Start DATA ROWS
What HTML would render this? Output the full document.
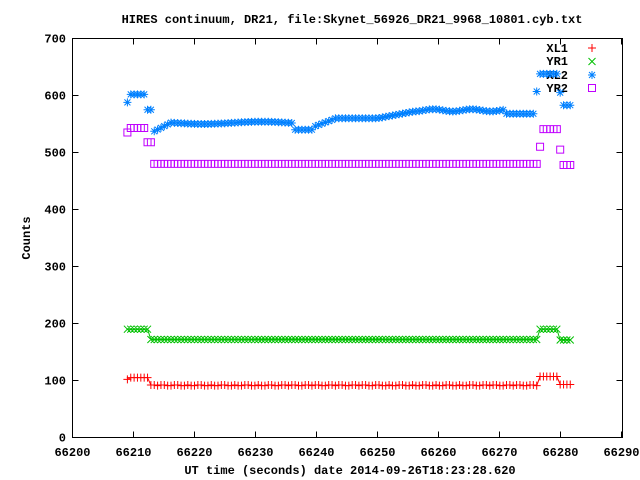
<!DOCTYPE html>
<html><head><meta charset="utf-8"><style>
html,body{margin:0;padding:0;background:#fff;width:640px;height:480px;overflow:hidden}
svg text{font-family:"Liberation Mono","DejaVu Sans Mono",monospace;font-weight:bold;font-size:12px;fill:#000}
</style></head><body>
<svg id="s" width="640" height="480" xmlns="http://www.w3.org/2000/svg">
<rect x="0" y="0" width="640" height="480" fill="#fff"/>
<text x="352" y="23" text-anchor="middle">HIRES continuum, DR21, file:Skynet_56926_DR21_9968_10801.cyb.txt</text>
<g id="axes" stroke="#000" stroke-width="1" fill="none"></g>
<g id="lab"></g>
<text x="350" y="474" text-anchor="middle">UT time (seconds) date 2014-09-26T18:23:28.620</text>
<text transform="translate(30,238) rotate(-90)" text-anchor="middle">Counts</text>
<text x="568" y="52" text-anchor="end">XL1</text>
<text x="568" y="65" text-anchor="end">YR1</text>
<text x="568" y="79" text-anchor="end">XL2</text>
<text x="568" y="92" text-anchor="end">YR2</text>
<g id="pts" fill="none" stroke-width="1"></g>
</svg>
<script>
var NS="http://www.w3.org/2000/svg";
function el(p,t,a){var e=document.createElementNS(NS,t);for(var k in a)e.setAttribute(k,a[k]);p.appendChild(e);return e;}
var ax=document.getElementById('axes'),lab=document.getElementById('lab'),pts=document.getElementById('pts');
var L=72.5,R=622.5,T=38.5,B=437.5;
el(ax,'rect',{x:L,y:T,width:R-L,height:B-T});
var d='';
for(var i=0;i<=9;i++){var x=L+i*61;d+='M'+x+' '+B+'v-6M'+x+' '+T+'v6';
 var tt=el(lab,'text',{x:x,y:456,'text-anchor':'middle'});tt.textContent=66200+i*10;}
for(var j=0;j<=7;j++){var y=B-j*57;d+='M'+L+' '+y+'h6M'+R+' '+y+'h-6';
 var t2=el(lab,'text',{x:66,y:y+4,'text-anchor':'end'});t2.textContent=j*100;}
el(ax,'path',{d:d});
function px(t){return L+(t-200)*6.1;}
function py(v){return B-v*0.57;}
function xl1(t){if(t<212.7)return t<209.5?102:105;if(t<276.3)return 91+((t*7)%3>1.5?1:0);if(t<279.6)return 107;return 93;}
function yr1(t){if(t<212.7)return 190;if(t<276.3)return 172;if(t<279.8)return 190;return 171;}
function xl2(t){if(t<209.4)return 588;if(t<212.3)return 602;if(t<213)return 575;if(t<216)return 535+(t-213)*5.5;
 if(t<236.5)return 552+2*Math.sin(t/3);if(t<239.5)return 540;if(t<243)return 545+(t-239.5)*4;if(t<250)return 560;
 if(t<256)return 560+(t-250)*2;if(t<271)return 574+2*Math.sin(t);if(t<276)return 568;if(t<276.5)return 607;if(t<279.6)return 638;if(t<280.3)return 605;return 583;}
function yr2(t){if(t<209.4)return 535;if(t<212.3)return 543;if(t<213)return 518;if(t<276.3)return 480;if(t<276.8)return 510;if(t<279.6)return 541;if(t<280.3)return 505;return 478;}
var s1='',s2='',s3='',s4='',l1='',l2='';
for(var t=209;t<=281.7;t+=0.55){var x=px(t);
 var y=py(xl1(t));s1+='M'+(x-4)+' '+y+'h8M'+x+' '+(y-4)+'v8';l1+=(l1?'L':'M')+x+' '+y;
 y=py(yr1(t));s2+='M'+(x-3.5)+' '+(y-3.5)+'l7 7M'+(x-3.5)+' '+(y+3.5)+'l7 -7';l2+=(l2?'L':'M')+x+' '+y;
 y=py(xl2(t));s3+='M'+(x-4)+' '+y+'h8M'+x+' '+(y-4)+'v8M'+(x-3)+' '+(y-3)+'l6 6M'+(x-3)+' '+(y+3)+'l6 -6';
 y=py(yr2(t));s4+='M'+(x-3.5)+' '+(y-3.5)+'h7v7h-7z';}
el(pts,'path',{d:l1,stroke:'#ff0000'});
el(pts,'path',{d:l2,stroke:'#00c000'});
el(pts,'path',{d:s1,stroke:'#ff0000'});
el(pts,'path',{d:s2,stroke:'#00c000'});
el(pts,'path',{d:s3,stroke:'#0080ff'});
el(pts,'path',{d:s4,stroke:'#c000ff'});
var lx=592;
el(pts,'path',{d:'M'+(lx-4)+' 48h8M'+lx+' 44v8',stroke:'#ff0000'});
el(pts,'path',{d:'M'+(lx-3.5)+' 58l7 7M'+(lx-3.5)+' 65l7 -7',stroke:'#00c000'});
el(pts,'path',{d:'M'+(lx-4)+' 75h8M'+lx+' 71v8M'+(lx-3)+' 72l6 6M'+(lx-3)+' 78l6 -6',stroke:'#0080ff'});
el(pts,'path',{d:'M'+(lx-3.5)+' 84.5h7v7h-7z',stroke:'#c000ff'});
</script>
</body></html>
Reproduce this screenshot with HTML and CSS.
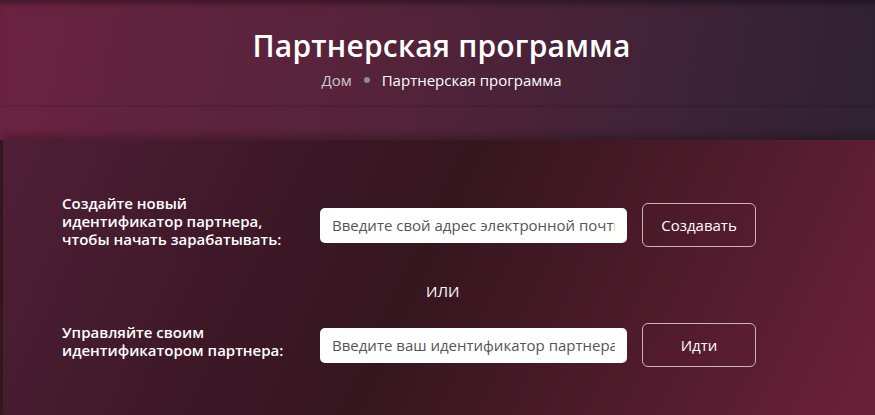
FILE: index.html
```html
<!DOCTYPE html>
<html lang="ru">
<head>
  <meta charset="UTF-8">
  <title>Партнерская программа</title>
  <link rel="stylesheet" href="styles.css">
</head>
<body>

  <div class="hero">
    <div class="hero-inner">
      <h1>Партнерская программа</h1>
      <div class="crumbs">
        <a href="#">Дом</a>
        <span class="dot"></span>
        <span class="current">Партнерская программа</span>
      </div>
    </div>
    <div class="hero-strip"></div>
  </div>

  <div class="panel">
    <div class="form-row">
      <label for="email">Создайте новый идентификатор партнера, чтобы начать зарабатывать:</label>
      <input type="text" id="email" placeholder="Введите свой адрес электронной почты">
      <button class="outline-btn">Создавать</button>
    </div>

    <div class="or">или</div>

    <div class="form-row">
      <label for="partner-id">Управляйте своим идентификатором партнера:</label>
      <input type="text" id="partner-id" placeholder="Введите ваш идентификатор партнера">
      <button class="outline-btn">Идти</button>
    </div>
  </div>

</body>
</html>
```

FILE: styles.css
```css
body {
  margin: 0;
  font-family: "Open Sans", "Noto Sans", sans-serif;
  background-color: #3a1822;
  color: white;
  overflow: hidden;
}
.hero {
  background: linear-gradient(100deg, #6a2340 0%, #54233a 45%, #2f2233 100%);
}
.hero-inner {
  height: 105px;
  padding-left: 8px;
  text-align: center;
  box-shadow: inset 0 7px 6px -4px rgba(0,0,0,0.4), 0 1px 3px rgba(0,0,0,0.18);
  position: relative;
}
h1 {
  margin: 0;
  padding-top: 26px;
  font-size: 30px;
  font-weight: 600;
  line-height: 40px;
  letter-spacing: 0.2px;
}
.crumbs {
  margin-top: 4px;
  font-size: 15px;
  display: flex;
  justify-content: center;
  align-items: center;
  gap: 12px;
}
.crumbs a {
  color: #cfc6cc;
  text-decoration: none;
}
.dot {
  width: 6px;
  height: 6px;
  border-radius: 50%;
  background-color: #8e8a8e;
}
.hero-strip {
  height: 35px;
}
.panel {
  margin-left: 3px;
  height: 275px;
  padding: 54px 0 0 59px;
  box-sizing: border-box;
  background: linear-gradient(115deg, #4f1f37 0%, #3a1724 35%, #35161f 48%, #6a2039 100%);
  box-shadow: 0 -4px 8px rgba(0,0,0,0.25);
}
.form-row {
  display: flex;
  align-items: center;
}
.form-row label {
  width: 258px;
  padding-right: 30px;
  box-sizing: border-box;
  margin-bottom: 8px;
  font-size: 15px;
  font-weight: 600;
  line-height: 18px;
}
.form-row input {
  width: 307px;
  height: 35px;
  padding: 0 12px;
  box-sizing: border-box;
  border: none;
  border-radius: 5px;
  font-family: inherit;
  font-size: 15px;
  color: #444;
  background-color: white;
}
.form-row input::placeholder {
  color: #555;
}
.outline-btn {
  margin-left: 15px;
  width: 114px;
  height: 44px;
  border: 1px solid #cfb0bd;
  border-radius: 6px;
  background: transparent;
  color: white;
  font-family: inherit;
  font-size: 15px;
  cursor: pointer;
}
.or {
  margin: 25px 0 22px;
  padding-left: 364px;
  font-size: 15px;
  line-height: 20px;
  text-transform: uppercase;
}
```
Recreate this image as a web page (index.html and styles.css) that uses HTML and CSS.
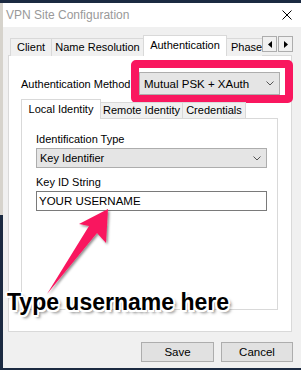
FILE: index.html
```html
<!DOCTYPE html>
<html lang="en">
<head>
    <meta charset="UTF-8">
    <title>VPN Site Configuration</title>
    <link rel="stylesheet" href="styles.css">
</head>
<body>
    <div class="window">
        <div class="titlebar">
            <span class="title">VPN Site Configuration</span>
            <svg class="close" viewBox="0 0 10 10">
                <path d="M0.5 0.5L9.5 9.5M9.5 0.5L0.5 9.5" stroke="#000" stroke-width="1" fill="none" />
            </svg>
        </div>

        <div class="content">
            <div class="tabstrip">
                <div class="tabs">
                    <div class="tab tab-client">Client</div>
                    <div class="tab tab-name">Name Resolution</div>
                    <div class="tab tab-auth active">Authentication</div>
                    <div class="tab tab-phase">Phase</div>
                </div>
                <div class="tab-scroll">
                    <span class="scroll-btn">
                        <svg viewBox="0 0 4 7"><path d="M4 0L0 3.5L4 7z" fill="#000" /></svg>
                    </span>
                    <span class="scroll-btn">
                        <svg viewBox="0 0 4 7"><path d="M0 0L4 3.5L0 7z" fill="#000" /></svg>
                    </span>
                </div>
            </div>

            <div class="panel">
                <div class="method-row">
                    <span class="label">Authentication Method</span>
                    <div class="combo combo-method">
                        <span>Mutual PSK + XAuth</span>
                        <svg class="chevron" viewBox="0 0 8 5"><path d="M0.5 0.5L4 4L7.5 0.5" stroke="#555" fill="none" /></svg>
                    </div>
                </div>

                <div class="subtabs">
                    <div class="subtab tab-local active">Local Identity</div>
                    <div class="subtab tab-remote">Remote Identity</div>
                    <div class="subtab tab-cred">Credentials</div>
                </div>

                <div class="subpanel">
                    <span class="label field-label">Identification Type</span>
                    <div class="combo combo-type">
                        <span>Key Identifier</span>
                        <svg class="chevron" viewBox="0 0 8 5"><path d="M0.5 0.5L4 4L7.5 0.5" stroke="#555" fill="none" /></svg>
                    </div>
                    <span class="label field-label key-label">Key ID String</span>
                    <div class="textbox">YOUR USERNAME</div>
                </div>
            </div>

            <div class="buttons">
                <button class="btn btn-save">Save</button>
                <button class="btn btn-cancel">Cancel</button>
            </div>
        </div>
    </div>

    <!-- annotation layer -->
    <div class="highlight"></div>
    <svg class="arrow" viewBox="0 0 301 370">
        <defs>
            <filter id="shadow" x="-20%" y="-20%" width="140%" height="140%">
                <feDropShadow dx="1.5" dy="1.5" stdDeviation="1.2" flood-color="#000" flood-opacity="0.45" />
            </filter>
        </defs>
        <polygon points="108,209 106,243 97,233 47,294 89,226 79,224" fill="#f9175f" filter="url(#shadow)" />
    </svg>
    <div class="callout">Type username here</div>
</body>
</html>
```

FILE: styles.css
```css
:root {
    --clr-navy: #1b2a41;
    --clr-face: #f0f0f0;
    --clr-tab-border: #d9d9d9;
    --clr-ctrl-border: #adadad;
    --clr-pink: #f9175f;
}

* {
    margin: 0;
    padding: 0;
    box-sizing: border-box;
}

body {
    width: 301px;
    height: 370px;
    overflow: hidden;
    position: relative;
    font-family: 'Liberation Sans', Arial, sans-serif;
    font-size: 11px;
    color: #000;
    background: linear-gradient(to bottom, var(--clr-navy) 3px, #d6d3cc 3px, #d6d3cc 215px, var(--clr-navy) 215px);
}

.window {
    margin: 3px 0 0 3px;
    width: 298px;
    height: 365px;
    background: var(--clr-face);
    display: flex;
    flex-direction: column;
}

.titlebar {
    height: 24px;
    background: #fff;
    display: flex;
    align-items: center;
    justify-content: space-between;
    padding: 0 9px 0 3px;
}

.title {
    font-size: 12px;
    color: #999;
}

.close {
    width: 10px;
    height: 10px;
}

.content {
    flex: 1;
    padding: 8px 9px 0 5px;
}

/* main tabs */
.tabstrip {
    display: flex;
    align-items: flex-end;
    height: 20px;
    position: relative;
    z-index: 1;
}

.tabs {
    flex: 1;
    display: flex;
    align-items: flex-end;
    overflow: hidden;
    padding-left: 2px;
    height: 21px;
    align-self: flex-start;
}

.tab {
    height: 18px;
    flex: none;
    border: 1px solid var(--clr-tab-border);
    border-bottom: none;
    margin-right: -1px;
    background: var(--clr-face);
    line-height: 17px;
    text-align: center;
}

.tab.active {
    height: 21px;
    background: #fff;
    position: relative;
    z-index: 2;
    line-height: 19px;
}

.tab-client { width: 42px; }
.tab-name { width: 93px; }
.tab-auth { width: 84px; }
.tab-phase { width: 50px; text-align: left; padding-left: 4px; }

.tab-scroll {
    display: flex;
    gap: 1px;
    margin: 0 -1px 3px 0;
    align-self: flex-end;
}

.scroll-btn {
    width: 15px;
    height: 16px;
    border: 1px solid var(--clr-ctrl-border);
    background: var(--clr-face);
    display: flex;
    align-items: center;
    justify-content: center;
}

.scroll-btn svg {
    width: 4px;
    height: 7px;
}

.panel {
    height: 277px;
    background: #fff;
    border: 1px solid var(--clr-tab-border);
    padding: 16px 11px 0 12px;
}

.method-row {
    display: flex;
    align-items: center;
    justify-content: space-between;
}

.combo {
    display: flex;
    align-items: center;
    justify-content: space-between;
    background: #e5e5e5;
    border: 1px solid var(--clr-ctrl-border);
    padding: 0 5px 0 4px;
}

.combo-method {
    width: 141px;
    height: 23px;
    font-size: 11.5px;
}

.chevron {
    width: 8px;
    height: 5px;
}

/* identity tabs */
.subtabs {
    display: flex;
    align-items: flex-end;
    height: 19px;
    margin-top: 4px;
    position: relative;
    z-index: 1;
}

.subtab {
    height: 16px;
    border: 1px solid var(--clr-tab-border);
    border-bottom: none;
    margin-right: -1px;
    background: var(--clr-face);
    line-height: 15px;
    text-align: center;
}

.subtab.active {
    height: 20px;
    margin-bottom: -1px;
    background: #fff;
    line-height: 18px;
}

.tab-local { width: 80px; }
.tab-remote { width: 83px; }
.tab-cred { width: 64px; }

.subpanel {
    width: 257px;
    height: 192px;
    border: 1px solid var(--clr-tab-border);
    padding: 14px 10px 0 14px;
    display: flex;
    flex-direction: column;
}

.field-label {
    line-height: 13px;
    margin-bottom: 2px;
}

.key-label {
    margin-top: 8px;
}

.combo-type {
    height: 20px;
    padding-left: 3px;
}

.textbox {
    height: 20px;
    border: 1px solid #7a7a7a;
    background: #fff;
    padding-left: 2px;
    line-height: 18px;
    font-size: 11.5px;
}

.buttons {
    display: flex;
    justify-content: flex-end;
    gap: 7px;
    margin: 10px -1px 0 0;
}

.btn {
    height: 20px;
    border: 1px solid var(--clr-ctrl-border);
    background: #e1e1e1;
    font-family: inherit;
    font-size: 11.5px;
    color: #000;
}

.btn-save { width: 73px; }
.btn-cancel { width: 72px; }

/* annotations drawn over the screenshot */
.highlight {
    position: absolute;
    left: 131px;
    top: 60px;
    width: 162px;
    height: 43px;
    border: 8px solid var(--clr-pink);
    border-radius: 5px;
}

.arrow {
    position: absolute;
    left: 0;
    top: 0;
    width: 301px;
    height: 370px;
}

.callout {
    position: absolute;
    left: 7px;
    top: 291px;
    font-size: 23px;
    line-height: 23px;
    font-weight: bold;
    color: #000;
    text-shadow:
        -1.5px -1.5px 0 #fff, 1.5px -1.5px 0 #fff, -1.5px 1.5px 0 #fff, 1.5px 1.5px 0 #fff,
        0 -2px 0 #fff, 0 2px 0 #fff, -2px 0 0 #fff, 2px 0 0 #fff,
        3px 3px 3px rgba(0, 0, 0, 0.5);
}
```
End DATA ROWS
• WRITTEN TASK
Filter the entries above down to the lines containing the word "document".

• THE SOLUTION
What HTML would render this? Output the full document.
function el(p,t,a){var e=document.createElementNS(NS,t);for(var k in a)e.setAttribute(k,a[k]);p.appendChild(e);return e;}
var ax=document.getElementById('axes'),lab=document.getElementById('lab'),pts=document.getElementById('pts');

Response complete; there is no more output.